◆ Prompt:
In the following material, identify every line holding the string "that" and return it.

◆ Dataset entries:
☆ ☆ ☆

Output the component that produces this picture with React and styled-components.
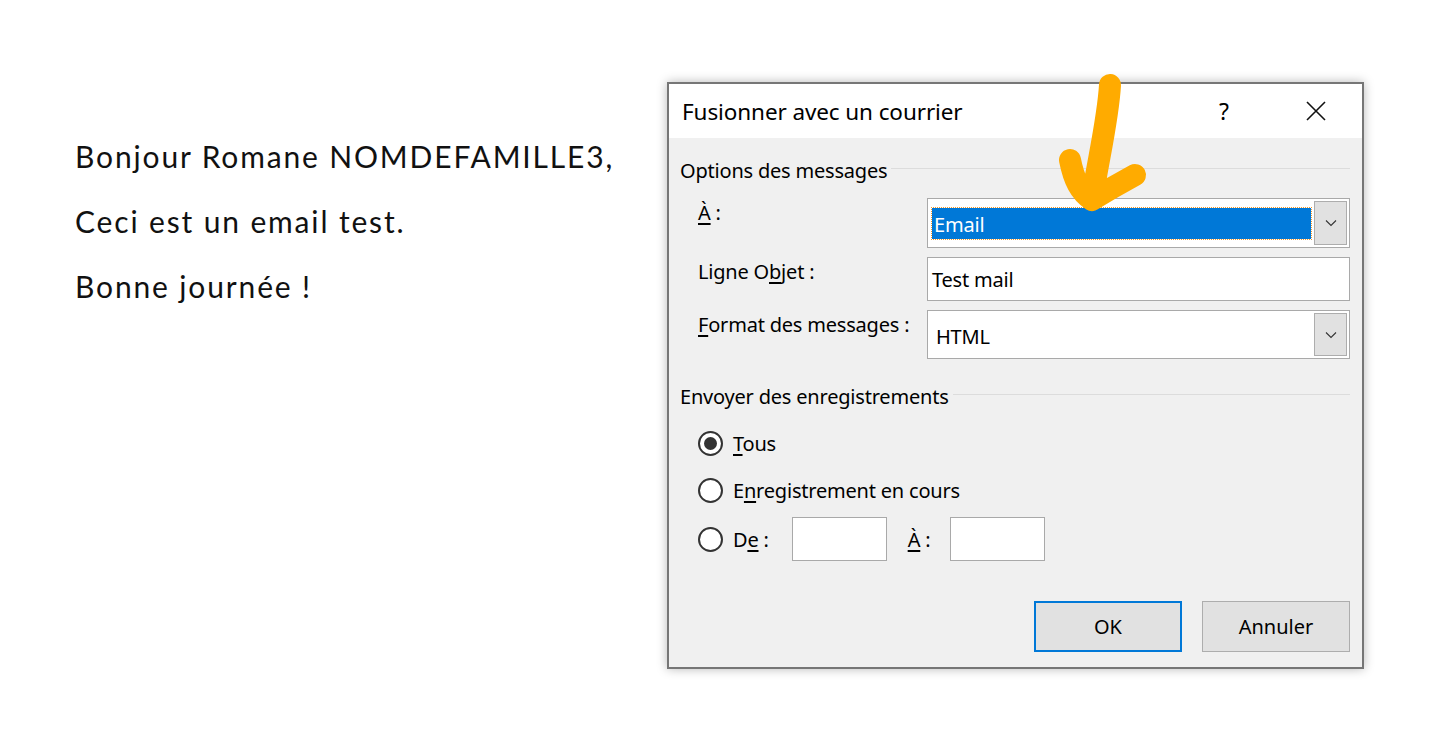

☆ ☆ ☆

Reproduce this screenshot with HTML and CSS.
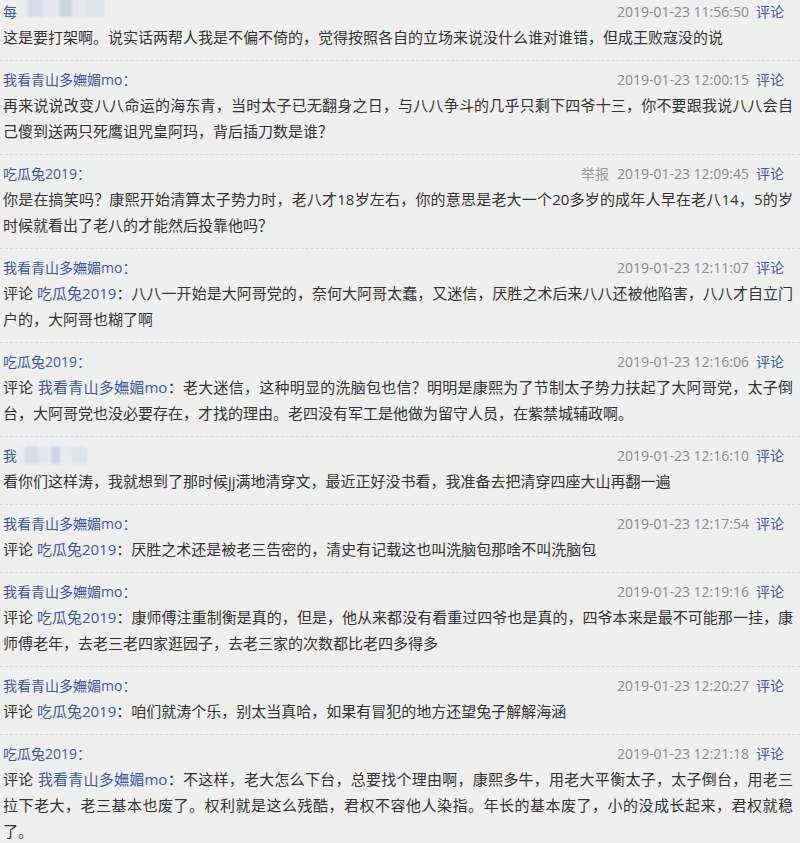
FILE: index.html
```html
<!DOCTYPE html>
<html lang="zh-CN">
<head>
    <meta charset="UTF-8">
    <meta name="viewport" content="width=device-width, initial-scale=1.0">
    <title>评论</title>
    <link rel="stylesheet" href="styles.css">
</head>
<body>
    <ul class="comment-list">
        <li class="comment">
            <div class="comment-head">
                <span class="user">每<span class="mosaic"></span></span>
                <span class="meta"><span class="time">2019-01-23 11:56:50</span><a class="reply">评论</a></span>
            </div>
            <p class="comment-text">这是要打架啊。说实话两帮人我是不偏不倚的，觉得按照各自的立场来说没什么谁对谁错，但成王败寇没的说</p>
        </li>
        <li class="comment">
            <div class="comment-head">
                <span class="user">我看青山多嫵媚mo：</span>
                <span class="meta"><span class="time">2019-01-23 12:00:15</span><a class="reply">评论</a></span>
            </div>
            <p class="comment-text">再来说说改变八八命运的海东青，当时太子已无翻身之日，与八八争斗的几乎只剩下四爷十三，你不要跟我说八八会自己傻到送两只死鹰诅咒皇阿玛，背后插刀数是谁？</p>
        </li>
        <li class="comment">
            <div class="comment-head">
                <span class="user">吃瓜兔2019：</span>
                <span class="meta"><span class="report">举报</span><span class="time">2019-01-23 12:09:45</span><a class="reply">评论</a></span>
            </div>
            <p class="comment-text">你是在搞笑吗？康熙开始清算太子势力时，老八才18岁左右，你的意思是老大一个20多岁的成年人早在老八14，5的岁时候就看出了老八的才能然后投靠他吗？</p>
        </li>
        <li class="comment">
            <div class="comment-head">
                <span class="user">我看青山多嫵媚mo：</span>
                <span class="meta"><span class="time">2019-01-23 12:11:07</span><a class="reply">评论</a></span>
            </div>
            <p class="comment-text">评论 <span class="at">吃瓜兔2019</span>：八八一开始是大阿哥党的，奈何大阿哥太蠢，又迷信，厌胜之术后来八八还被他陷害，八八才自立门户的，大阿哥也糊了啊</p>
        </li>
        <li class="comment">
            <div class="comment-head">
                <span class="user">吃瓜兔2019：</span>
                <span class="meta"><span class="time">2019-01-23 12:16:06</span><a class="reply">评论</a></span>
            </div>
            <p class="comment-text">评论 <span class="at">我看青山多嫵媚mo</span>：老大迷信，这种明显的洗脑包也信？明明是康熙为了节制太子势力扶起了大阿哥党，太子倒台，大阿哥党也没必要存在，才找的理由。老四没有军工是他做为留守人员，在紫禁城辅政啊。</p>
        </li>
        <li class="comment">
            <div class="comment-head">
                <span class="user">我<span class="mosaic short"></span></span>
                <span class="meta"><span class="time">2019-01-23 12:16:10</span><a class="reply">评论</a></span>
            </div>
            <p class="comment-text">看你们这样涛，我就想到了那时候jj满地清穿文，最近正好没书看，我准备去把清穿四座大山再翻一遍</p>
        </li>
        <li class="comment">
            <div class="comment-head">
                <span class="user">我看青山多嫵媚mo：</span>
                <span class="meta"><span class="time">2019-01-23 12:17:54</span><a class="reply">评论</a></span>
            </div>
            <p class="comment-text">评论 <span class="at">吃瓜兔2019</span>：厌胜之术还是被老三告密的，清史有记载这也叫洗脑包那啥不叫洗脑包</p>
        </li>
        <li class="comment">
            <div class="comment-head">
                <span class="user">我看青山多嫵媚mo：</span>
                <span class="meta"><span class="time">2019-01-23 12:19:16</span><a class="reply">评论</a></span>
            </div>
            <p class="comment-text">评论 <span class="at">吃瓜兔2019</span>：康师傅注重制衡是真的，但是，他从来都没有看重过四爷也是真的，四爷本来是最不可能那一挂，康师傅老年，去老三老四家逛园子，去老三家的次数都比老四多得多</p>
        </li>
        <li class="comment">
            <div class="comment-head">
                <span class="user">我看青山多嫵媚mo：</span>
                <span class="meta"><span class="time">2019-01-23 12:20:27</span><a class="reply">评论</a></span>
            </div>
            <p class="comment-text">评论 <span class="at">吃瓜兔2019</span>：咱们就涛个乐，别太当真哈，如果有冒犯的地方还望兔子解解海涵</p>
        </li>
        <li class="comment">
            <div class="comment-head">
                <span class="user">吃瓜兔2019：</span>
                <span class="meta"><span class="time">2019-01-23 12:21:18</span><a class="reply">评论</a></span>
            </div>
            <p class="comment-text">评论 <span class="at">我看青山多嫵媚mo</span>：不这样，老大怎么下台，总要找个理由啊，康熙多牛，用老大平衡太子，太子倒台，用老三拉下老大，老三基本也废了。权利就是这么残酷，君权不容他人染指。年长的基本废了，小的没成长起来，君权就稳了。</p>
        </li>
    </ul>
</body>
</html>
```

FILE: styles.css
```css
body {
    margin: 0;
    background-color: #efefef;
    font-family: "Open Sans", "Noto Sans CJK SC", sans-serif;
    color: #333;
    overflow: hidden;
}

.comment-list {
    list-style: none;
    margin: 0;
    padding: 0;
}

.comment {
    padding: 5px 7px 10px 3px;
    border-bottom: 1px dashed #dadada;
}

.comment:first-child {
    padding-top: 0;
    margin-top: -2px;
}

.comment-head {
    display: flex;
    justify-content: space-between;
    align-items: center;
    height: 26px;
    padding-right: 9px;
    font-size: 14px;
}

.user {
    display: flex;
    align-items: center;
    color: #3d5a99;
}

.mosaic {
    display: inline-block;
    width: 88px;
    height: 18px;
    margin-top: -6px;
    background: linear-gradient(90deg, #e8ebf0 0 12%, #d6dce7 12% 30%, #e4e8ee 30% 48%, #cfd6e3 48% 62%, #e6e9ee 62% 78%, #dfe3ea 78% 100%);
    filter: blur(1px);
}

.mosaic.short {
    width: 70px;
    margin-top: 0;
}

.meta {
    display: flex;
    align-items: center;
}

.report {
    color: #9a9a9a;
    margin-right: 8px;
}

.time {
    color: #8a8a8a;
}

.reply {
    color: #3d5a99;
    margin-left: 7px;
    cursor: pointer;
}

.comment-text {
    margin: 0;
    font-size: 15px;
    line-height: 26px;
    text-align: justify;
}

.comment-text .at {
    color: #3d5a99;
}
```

☆ ☆ ☆

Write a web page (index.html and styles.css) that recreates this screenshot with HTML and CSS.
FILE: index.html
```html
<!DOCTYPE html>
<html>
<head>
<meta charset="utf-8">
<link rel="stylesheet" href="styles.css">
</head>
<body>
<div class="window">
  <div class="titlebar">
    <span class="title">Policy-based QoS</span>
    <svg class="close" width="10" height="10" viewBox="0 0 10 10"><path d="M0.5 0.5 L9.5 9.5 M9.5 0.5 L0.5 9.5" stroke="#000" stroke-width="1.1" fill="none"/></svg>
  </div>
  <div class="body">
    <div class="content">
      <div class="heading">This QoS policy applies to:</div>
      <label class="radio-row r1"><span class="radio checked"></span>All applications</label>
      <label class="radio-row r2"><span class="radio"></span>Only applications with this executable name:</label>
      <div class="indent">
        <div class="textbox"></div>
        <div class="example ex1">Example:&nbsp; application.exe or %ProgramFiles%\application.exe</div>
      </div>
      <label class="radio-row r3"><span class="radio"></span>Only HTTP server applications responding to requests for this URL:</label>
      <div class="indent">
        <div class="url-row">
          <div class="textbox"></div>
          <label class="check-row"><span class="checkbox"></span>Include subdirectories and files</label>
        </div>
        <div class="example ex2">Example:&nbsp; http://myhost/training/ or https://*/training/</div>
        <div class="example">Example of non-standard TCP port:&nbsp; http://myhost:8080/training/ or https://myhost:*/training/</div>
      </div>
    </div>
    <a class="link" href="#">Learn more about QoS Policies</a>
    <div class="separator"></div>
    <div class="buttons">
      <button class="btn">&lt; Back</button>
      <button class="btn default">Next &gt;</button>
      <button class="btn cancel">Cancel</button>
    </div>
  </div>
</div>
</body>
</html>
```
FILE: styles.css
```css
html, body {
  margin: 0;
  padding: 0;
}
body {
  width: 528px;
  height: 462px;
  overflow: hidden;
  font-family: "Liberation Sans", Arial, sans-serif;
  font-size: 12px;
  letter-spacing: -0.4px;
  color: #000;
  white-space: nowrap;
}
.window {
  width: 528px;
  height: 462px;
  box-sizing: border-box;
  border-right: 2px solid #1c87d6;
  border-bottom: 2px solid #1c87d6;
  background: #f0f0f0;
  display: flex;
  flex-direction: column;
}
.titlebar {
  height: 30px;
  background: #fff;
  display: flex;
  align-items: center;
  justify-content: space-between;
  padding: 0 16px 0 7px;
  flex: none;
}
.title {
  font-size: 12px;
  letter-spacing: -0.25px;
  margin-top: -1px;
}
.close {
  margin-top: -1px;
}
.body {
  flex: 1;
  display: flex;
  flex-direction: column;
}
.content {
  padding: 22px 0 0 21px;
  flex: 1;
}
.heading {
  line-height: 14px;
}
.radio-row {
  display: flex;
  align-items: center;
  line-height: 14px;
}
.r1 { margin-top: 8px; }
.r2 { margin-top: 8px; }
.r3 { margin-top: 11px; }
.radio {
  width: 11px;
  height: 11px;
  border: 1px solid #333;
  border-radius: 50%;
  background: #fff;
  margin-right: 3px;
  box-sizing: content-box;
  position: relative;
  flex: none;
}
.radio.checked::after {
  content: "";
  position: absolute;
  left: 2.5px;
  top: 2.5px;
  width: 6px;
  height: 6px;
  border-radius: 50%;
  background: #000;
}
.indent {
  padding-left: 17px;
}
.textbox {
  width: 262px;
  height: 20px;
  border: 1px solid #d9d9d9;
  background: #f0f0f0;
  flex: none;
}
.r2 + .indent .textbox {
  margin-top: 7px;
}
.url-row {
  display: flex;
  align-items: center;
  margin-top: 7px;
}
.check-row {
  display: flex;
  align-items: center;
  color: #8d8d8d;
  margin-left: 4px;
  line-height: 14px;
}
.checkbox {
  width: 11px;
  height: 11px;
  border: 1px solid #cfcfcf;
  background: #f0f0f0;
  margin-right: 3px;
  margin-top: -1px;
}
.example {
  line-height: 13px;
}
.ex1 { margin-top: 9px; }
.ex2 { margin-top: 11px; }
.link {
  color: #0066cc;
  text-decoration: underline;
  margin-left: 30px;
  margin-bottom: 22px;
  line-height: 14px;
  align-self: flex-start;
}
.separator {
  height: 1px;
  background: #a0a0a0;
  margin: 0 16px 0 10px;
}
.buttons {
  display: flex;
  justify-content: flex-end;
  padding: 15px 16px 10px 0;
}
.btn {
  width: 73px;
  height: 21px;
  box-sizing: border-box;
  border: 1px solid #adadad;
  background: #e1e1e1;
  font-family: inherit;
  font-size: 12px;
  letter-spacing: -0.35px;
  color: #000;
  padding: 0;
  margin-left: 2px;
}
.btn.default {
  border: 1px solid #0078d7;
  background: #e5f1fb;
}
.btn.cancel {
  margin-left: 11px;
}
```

☆ ☆ ☆

◆ Answer to the exercise:
Output the component that produces this picture with React and styled-components.
Write a web page (index.html and styles.css) that recreates this screenshot with HTML and CSS.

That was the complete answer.